• _Data shown_:
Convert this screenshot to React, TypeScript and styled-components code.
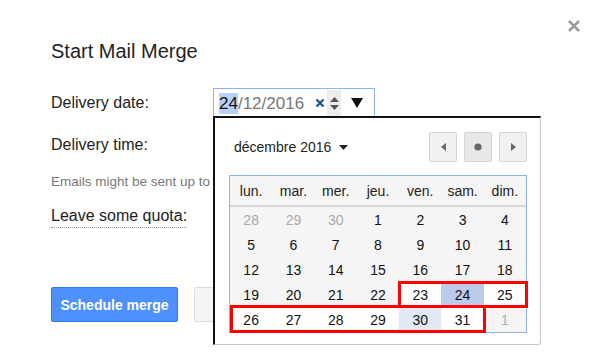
import styled, { createGlobalStyle } from 'styled-components';

const GlobalStyle = createGlobalStyle`
  html, body {
    margin: 0;
    padding: 0;
    background: #fff;
  }
  body {
    font-family: "Liberation Sans", Arial, sans-serif;
    color: #222;
  }
`;

const Dialog = styled.div`
  position: relative;
  width: 598px;
  height: 360px;
  box-sizing: border-box;
  padding: 38px 0 0 51px;
  overflow: hidden;
`;

const CloseButton = styled.div`
  position: absolute;
  top: 18px;
  right: 16px;
  width: 16px;
  height: 16px;
  display: flex;
  align-items: center;
  justify-content: center;
`;

const Title = styled.h1`
  margin: 0 0 24px;
  font-size: 20px;
  font-weight: normal;
  line-height: 26px;
  color: #222;
`;

const FieldRow = styled.div<{ $height?: number; $gap?: number }>`
  display: flex;
  align-items: center;
  height: ${(p) => p.$height ?? 30}px;
  margin-bottom: ${(p) => p.$gap ?? 0}px;
`;

const Label = styled.div<{ $dotted?: boolean }>`
  width: 162px;
  font-size: 16px;
  line-height: 20px;
  color: #222;
  ${(p) =>
    p.$dotted &&
    `
    width: auto;
    border-bottom: 1px dotted #999;
    padding-bottom: 1px;
  `}
`;

const Hint = styled.div`
  font-size: 13.5px;
  line-height: 16px;
  color: #777;
  white-space: nowrap;
  margin: 14px 0 16px;
`;

const DateInput = styled.div`
  display: flex;
  align-items: center;
  width: 162px;
  height: 30px;
  box-sizing: border-box;
  border: 1px solid #8ab2f4;
  padding: 0 6px 0 5px;
  font-size: 17px;
`;

const DatePart = styled.span<{ $selected?: boolean }>`
  color: ${(p) => (p.$selected ? '#111' : '#777')};
  background: ${(p) => (p.$selected ? '#b7d3fb' : 'transparent')};
  line-height: 21px;
`;

const ClearIcon = styled.div`
  margin-left: 11px;
  display: flex;
  align-items: center;
`;

const Spinner = styled.div`
  margin-left: 2px;
  width: 14px;
  height: 26px;
  background: #ececec;
  display: flex;
  flex-direction: column;
  align-items: center;
  justify-content: center;
  gap: 3px;
`;

const DropArrow = styled.div`
  margin-left: 10px;
  display: flex;
  align-items: center;
`;

const Actions = styled.div`
  display: flex;
  gap: 16px;
  margin-top: 59px;
`;

const Button = styled.button<{ $primary?: boolean }>`
  height: 35px;
  width: 127px;
  padding: 0;
  border-radius: 2px;
  font-family: "Liberation Sans", Arial, sans-serif;
  font-size: 14px;
  font-weight: bold;
  border: 1px solid ${(p) => (p.$primary ? '#3079ed' : '#dcdcdc')};
  background: ${(p) => (p.$primary ? '#4d90fe' : '#f5f5f5')};
  color: ${(p) => (p.$primary ? '#fff' : '#444')};
`;

const Popup = styled.div`
  position: absolute;
  left: 213px;
  top: 116px;
  width: 328px;
  height: 229px;
  box-sizing: border-box;
  background: #fff;
  border-top: 2px solid #111;
  border-left: 2px solid #111;
  border-right: 1px solid #c8c8c8;
  border-bottom: 1px solid #c8c8c8;
  border-bottom-right-radius: 3px;
  padding: 14px 13px 0 14px;
`;

const PopupHeader = styled.div`
  display: flex;
  align-items: center;
  justify-content: space-between;
  height: 30px;
  padding-left: 5px;
  margin-bottom: 13px;
`;

const MonthLabel = styled.div`
  display: flex;
  align-items: center;
  gap: 8px;
  font-size: 14px;
  color: #222;
`;

const NavGroup = styled.div`
  display: flex;
  gap: 7px;
`;

const NavButton = styled.div<{ $pressed?: boolean }>`
  width: 28px;
  height: 30px;
  box-sizing: border-box;
  border: 1px solid #d4d4d4;
  border-radius: 2px;
  background: ${(p) => (p.$pressed ? '#e8e8e8' : '#f1f1f1')};
  display: flex;
  align-items: center;
  justify-content: center;
`;

const Calendar = styled.div`
  position: relative;
  width: 298px;
  box-sizing: border-box;
  border: 1px solid #8ab2f4;
  background: #f5f5f5;
`;

const WeekHeader = styled.div`
  display: grid;
  grid-template-columns: repeat(7, 1fr);
  height: 29px;
  align-items: center;
  border-bottom: 2px solid #d6d6d6;
  font-size: 14px;
  color: #222;
  text-align: center;
`;

const DayGrid = styled.div`
  display: grid;
  grid-template-columns: repeat(7, 1fr);
  grid-auto-rows: 25px;
`;

const Day = styled.div<{ $muted?: boolean; $bg?: string }>`
  display: flex;
  align-items: center;
  justify-content: center;
  font-size: 14px;
  color: ${(p) => (p.$muted ? '#aaa' : '#111')};
  background: ${(p) => p.$bg ?? 'transparent'};
`;

const Mark = styled.div`
  position: absolute;
  box-sizing: border-box;
  border: 3px solid #f00;
  pointer-events: none;
`;

const weekdays = ['lun.', 'mar.', 'mer.', 'jeu.', 'ven.', 'sam.', 'dim.'];

type Cell = { n: number; muted?: boolean; bg?: string };

const cells: Cell[] = [
  { n: 28, muted: true },
  { n: 29, muted: true },
  { n: 30, muted: true },
  ...Array.from({ length: 31 }, (_, i) => {
    const n = i + 1;
    let bg: string | undefined;
    if (n === 24) bg = '#bccbe9';
    else if (n === 30) bg = '#e2e9f6';
    else if (n >= 23) bg = '#fff';
    return { n, bg };
  }),
  { n: 1, muted: true },
];

export default function App() {
  return (
    <>
      <GlobalStyle />
      <Dialog>
        <CloseButton>
          <svg width="14" height="14" viewBox="0 0 14 14">
            <path d="M2 2 L12 12 M12 2 L2 12" stroke="#9a9a9a" strokeWidth="2.6" />
          </svg>
        </CloseButton>

        <Title>Start Mail Merge</Title>

        <FieldRow $gap={12}>
          <Label>Delivery date:</Label>
          <DateInput>
            <DatePart $selected>24</DatePart>
            <DatePart>/12/2016</DatePart>
            <ClearIcon>
              <svg width="10" height="10" viewBox="0 0 10 10">
                <path d="M1.5 1.5 L8.5 8.5 M8.5 1.5 L1.5 8.5" stroke="#1e4f9c" strokeWidth="2.2" />
              </svg>
            </ClearIcon>
            <Spinner>
              <svg width="9" height="5" viewBox="0 0 9 5">
                <path d="M0 5 L4.5 0 L9 5 Z" fill="#555" />
              </svg>
              <svg width="9" height="5" viewBox="0 0 9 5">
                <path d="M0 0 L4.5 5 L9 0 Z" fill="#555" />
              </svg>
            </Spinner>
            <DropArrow>
              <svg width="12" height="10" viewBox="0 0 12 10">
                <path d="M0 0 L12 0 L6 10 Z" fill="#111" />
              </svg>
            </DropArrow>
          </DateInput>
        </FieldRow>

        <FieldRow>
          <Label>Delivery time:</Label>
        </FieldRow>

        <Hint>Emails might be sent up to</Hint>

        <FieldRow $height={22}>
          <Label $dotted>Leave some quota:</Label>
        </FieldRow>

        <Actions>
          <Button $primary>Schedule merge</Button>
          <Button aria-label="Cancel" />
        </Actions>

        <Popup>
          <PopupHeader>
            <MonthLabel>
              décembre 2016
              <svg width="9" height="5" viewBox="0 0 9 5">
                <path d="M0 0 L9 0 L4.5 5 Z" fill="#222" />
              </svg>
            </MonthLabel>
            <NavGroup>
              <NavButton>
                <svg width="5" height="8" viewBox="0 0 5 8">
                  <path d="M5 0 L0 4 L5 8 Z" fill="#666" />
                </svg>
              </NavButton>
              <NavButton $pressed>
                <svg width="8" height="8" viewBox="0 0 8 8">
                  <circle cx="4" cy="4" r="3.6" fill="#666" />
                </svg>
              </NavButton>
              <NavButton>
                <svg width="5" height="8" viewBox="0 0 5 8">
                  <path d="M0 0 L5 4 L0 8 Z" fill="#666" />
                </svg>
              </NavButton>
            </NavGroup>
          </PopupHeader>

          <Calendar>
            <WeekHeader>
              {weekdays.map((d) => (
                <div key={d}>{d}</div>
              ))}
            </WeekHeader>
            <DayGrid>
              {cells.map((c, i) => (
                <Day key={i} $muted={c.muted} $bg={c.bg}>
                  {c.n}
                </Day>
              ))}
            </DayGrid>
            <Mark style={{ left: 168, top: 105, width: 130, height: 27 }} />
            <Mark style={{ left: 0, top: 129, width: 256, height: 28 }} />
          </Calendar>
        </Popup>
      </Dialog>
    </>
  );
}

• _Problem requirements_: Check every line of the data above for the string "components", and copy those that have it.

• _Answer below_:
Convert this screenshot to React, TypeScript and styled-components code.
import styled, { createGlobalStyle } from 'styled-components';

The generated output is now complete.